= Phạm Minh Hoàng =

Phạm Minh Hoàng (born 1955) is a French-Vietnamese blogger and lecturer in applied mathematics at the Ho Chi Minh City University of Technology, who was arrested in Vietnam for his political writing and activism on August 13, 2010. Phạm Minh Hoàng, who writes with the pen name Phan Kien Quoc, was convicted on August 10, 2011 for writing “33 Articles that distort the Policies and Guidelines of the Party and the State.” He was sentenced to three years in jail and three years of probation under Article 79, “subversion of administration”—one of many penal codes defined vaguely and used to detain and arrest political activists but served only 17 months and spend another three years under house arrest. Phạm Minh Hoàng was based in Ho Chi Minh City, Vietnam where he used to lecture at the university and offered free classes for Vietnamese youth on leadership skills. In June 2017, he published a call for help on his Facebook page upon receiving the news that he is likely to lose his Vietnamese citizenship and be deported to France. Hoang was detained by local authorities on June 23 before being forcibly exiled to France the following day.

== Background ==
Phạm Minh Hoàng was born on August 8, 1955 in Vung Tau, what is now Ba Ria-Vung Tau Province. In 1973, Hoàng left to study in France. Hoàng lived, studied, and worked in France for 28 years, during which time he officially joined the political party, Viet Tan. Hoang returned to Vietnam in 2000, and worked as a lecturer at the Ho Chi Minh City Polytechnic University.
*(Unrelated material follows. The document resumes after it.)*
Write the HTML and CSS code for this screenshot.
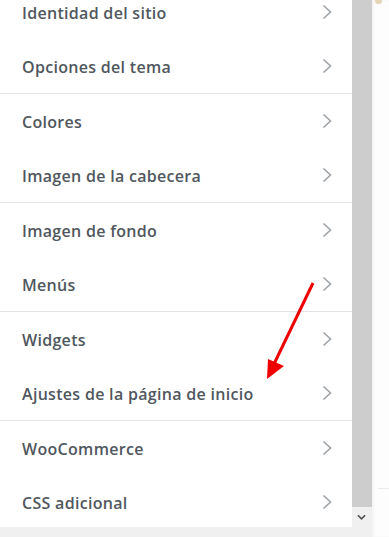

Before his arrest on August 13, 2010, Hoàng wrote articles about political and social issues in Vietnam, which were published on his blog under pseudonym Phan Kien Quoc. To empower young Vietnamese to become leaders and serve the community, Hoàng also started teaching free classes on leadership skills. Hoàng's political articles and leadership classes were the basis for his arrest in 2010.

== 2010 Arrest ==
When Phạm Minh Hoàng as arrested on August 13, 2010, he was detained in secret and unlawfully. His arrest was unconfirmed by Vietnamese authorities until September 9, 2010, when Viet Tan published the details online. At the time, Hoàng was 55 years old and lecturing at the Ho Chi Minh City Polytechnic Institute. According to Hoàng's lawyer, Tran Vu Hai, Hoàng admitted to writing the essays, but did not believe he committed any crime against the state.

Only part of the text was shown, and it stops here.